* [EXERCISE GOAL] Copy each line of the records that contains the word "index".
══ DATA PROVIDED
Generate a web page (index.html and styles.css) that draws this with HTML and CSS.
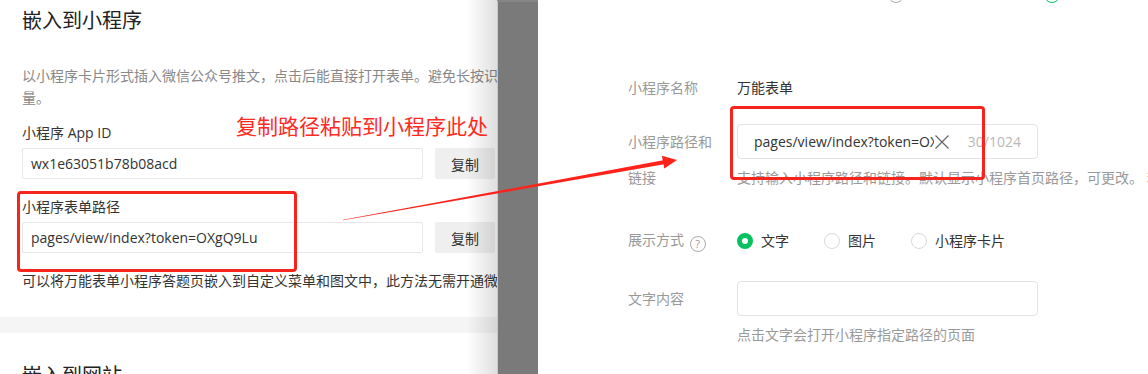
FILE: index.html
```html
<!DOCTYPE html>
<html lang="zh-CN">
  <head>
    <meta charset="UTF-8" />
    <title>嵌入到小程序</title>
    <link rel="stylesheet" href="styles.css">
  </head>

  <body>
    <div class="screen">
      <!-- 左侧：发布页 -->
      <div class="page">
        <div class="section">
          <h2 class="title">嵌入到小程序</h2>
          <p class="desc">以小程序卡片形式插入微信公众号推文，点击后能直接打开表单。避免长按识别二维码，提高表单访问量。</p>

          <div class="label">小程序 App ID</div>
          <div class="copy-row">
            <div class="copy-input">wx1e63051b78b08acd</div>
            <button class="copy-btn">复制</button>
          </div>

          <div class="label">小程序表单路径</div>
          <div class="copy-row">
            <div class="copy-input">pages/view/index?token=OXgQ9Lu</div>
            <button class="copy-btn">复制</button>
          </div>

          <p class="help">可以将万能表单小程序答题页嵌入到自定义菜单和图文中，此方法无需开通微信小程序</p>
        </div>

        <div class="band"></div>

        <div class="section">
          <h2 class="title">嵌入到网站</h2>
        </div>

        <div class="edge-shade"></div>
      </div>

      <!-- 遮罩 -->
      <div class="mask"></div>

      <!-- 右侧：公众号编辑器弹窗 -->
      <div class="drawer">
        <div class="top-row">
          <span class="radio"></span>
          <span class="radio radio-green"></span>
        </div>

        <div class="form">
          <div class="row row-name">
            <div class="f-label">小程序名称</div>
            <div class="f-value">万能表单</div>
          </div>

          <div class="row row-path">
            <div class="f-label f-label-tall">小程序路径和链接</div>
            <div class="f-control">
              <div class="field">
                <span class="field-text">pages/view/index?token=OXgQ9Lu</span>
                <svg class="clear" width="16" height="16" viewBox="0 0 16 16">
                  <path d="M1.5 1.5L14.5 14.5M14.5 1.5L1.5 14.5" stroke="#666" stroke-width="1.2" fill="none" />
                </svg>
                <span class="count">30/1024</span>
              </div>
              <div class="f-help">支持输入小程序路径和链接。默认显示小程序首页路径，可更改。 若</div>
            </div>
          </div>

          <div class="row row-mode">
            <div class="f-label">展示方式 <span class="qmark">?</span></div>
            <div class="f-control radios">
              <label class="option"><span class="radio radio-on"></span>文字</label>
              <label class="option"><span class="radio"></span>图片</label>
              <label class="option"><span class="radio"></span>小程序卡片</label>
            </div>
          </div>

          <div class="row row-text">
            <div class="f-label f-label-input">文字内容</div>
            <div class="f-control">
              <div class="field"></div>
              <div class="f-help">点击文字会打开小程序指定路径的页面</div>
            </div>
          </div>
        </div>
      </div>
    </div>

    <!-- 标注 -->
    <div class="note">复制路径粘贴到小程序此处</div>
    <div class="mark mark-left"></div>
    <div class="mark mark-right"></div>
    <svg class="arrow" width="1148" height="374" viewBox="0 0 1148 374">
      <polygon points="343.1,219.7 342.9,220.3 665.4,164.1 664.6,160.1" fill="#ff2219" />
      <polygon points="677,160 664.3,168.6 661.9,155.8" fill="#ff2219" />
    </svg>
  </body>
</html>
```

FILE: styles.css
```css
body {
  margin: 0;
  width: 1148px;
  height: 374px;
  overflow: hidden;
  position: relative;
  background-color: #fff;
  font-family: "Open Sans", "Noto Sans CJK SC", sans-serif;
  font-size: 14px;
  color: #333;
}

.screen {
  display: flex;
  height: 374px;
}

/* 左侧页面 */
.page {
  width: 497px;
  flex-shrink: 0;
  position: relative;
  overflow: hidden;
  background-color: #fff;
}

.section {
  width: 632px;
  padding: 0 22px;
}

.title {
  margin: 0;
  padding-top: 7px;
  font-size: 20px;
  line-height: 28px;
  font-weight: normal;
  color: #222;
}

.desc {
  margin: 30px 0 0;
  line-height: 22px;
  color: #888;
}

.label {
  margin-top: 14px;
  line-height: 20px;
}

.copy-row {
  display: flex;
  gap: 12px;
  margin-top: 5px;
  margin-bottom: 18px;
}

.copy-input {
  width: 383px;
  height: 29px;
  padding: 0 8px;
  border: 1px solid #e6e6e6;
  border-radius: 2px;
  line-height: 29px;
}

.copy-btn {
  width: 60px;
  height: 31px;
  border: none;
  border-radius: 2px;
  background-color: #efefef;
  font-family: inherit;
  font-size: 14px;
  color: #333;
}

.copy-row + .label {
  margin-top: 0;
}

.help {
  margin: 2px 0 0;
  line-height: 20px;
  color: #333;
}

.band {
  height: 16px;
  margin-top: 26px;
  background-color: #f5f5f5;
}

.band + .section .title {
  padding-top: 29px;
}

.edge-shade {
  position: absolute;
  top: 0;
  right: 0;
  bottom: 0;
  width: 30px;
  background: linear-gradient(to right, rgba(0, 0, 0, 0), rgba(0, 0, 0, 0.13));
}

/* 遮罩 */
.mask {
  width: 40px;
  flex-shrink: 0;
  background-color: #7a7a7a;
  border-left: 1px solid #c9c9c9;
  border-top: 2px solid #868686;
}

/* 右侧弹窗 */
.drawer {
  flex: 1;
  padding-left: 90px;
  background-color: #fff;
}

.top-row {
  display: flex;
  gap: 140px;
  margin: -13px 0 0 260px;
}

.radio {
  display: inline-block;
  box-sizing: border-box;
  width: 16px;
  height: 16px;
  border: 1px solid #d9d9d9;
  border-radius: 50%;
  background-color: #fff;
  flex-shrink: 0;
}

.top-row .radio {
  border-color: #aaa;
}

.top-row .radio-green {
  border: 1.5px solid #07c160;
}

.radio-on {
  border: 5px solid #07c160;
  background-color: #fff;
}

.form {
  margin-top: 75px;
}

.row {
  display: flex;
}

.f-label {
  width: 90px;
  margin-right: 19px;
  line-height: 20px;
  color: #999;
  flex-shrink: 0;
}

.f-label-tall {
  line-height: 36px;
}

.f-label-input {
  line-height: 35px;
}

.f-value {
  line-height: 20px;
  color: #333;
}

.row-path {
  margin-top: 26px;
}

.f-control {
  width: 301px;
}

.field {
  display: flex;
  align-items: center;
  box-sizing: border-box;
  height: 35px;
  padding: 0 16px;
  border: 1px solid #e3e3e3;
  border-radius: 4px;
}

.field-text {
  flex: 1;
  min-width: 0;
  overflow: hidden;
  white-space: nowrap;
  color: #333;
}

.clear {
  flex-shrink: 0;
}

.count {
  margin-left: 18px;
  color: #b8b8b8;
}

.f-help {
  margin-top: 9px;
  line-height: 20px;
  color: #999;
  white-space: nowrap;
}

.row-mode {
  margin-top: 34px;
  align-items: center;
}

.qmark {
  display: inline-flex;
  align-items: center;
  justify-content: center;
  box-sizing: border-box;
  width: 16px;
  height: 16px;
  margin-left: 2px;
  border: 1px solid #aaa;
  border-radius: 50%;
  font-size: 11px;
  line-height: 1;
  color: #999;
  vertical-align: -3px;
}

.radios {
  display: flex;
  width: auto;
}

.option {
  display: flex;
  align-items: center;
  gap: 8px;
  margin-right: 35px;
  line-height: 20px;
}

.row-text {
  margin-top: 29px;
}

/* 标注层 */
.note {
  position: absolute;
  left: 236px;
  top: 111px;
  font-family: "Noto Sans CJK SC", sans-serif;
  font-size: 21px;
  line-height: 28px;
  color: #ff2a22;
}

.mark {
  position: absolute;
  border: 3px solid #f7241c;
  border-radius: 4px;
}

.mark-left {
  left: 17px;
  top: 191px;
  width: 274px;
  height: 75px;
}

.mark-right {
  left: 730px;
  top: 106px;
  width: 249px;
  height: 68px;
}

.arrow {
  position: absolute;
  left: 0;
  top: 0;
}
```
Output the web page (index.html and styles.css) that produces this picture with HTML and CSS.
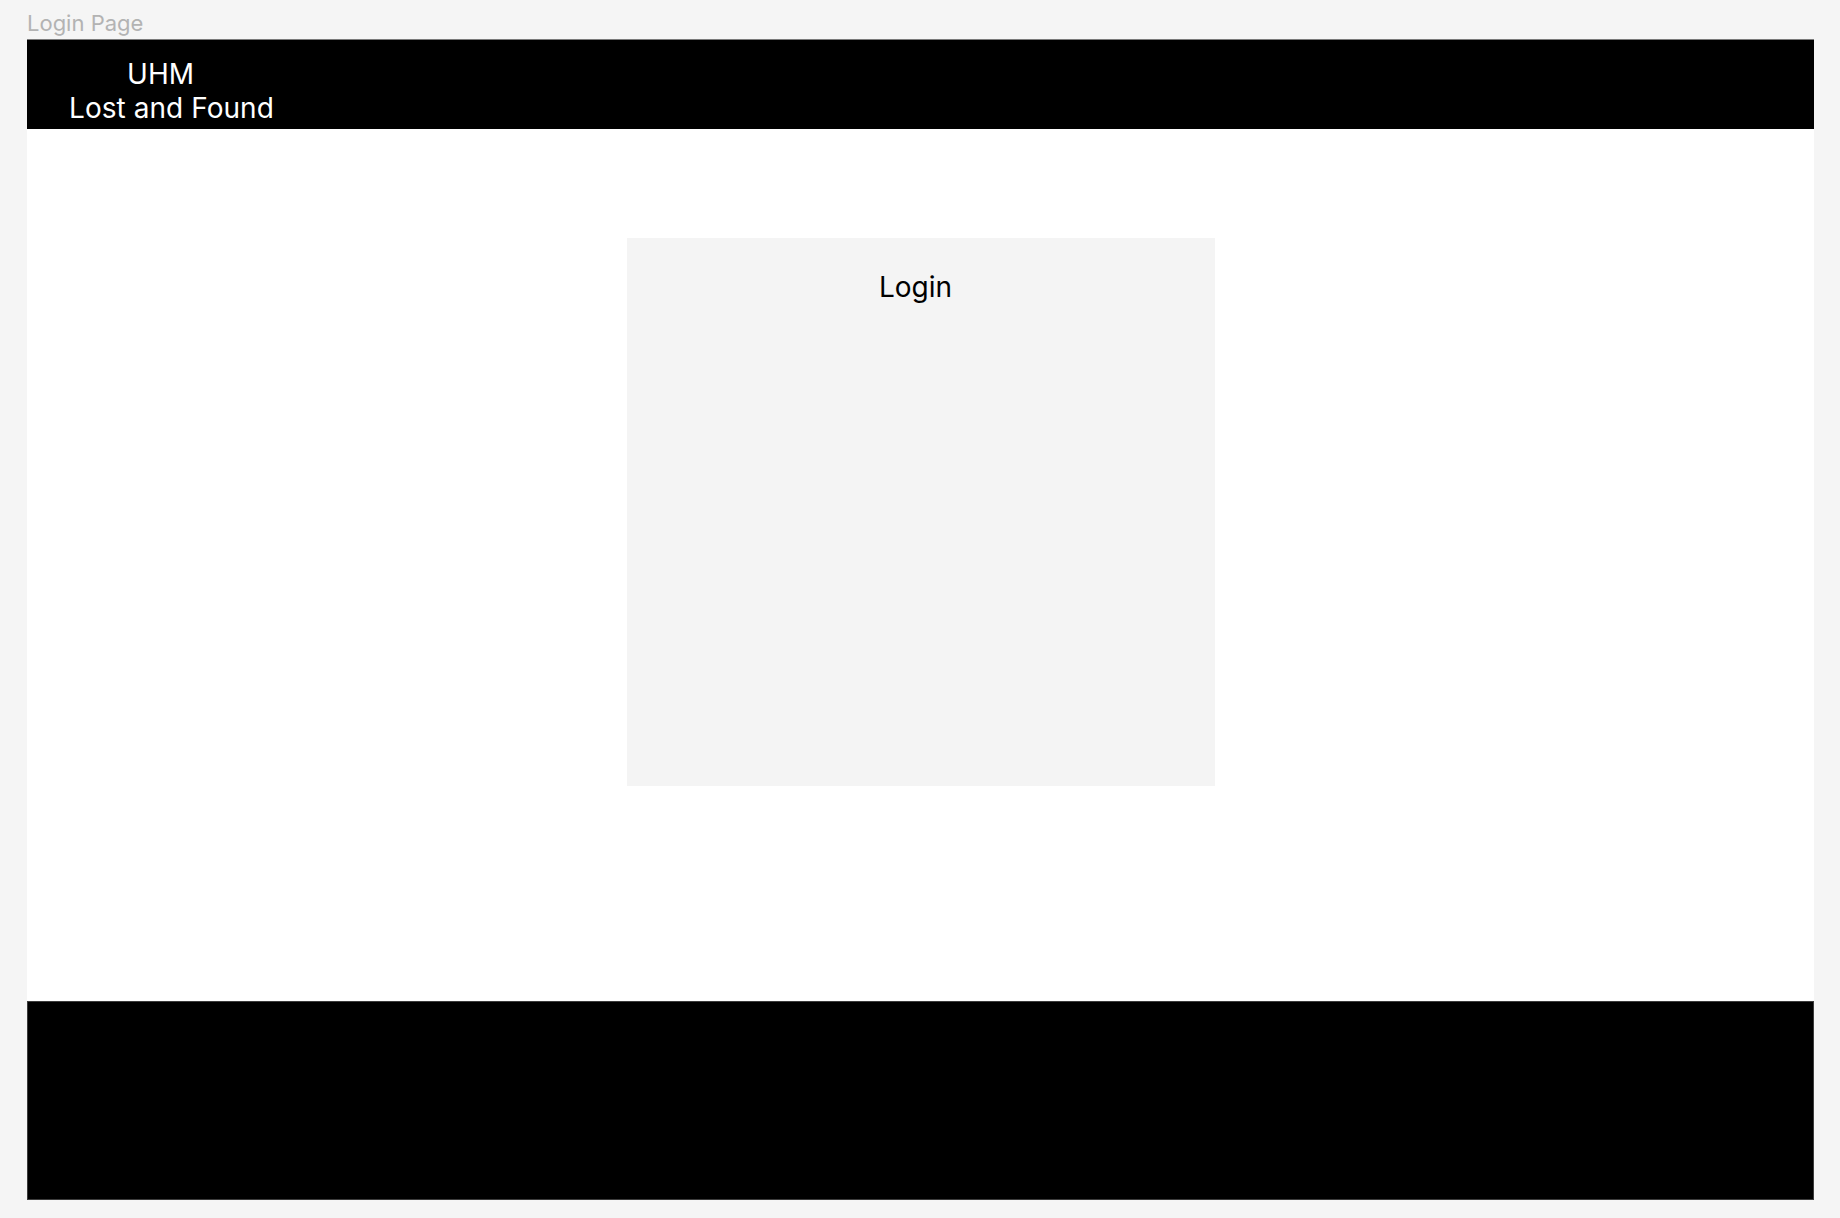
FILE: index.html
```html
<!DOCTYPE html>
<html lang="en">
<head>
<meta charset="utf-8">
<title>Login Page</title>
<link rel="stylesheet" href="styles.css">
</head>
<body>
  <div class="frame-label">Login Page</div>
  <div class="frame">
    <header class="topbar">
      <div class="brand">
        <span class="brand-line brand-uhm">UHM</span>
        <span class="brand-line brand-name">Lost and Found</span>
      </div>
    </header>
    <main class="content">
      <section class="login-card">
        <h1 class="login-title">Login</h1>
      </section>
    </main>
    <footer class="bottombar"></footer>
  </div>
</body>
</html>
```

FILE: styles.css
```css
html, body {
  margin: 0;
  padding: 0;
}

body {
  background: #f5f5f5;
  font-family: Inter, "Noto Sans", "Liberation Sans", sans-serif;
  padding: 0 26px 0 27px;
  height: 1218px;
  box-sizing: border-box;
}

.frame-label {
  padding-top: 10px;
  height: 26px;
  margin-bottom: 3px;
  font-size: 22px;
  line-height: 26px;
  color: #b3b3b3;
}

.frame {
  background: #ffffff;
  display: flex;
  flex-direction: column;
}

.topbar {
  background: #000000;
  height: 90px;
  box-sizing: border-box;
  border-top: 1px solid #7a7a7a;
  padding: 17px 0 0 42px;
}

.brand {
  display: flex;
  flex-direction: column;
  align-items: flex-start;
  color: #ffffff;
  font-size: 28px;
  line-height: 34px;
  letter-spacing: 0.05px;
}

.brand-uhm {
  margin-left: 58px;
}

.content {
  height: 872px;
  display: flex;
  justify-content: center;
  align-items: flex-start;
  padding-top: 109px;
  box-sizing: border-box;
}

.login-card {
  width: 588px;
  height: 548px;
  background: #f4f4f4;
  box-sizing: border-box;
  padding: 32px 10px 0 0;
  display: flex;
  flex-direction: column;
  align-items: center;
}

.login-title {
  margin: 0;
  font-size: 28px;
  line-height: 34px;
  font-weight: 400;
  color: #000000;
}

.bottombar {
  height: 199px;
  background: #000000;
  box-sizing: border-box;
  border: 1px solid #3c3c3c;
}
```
════
* [EXERCISE ANSWER]
Generate a web page (index.html and styles.css) that draws this with HTML and CSS.
FILE: index.html
            <div class="copy-input">pages/view/index?token=OXgQ9Lu</div>
                <span class="field-text">pages/view/index?token=OXgQ9Lu</span>
Output the web page (index.html and styles.css) that produces this picture with HTML and CSS.
FILE: index.html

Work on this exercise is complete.